Well, lots of (large) clients still run Windows 98 so I can't dismiss that plast form. Esspecially with testing. Ad regards to administration I ment the financial administration.


>>Laptops
>>1 XP, Business laptop, SQL - server
>>1 Windows 98, Testing laptop.
>
>Meaning you have just the client-side of SQL Server setup, right? Enterprise Manager, stuff like that?

No a whole new instance of SQL server. For testing purposes. Just to test on another instance of SQL server as it was originally developped on.

>>Server,
>>Windows 2000 server, Using for :
>>- Gateway to Internet through NAT.
>>- VPN, to allow my coleages to log in
>>- Terminal Server, to allow my coleage to develop applications through TS.
>>- Stores all sourcecode of my projects.
>>- Printer server.
>>- Domain controller
>>- SQL Server

>What is NAT? Source code: Do you use a controller like VSS or do you mean you delevelop directly to a shared directory on this machine or is it just a place to keep archived source code?

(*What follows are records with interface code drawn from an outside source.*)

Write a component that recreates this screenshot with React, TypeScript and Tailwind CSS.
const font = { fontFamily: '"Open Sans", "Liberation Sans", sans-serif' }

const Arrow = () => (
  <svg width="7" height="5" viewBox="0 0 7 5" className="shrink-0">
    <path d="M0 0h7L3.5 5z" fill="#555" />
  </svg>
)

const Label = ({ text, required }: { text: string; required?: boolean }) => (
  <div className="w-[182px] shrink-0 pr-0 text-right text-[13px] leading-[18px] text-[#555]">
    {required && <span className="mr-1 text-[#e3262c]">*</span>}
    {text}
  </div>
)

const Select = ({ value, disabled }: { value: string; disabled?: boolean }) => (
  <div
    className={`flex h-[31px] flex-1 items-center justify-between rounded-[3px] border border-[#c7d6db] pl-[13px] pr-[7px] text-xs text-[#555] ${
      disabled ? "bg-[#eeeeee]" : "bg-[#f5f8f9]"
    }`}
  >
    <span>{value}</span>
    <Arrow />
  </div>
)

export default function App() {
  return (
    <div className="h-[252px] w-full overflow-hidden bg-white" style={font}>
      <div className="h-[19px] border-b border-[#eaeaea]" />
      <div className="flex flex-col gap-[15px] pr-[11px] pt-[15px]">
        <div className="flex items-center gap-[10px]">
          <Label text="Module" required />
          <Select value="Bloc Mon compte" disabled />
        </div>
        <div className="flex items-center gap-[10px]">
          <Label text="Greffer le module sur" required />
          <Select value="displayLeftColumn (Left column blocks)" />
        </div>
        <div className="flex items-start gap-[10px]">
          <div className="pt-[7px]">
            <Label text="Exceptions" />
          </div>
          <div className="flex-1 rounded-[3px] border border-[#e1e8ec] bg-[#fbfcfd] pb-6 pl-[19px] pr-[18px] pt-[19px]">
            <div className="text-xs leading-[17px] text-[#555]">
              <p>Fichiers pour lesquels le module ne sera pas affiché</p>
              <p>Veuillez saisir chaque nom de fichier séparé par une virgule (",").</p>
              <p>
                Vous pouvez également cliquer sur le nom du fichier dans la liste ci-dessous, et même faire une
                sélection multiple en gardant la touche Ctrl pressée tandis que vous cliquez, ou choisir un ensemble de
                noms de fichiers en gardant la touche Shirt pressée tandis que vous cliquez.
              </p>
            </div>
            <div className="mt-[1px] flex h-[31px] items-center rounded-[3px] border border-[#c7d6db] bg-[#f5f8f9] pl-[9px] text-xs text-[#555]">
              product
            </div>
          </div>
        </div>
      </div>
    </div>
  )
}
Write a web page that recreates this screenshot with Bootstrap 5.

NAT is a Windows 2000 build in software router. Just to connect each workstation to the 3 networks and the internet. I develop directly on the server through TS, and test through the development machine accross the network.

So, it does not matter where I am in the world. As long as I'm able to use remote desktop connection I can develop on my machine.

>>Further for testing purposes.
>>- Three networks. 10MB BNC(coax), 100MB UTP, and 54 MBPS Wireless
>
>Do you have all machines on all three?

Nope. But if required to have one machine on one or the other it is just connecting those and set the TCP/IP settings appropriate (two networks uses DHCP, on one uses fixed IP adresses)

>>For productivity,
>>- Using dual monitor (1280 x 1024) for development (though I love to upgrade to a triple monitor setup).

>I hear good things about this. I haven't done it as I felt it would be harder to keep looking back and forth between them.

It works very well. Each time I'm working on a one monitor setup I miss the real estate.

>As an aside, with that many boxes kicking around how are your monitors setup? Do you have a switch or keep a monitor per box?

I still have got a monitor per box. My office is not that small that I need the space for that. Nowerdays a 17" flatpanel is not that expensive anymore.

>Do you have any good resource for getting the Server 2000 and SQL Server setup and configured nicely?

I think others should jump in here. The most knowledge I've got about this is looking at help files, google and experimenting (and wasting lots of hours).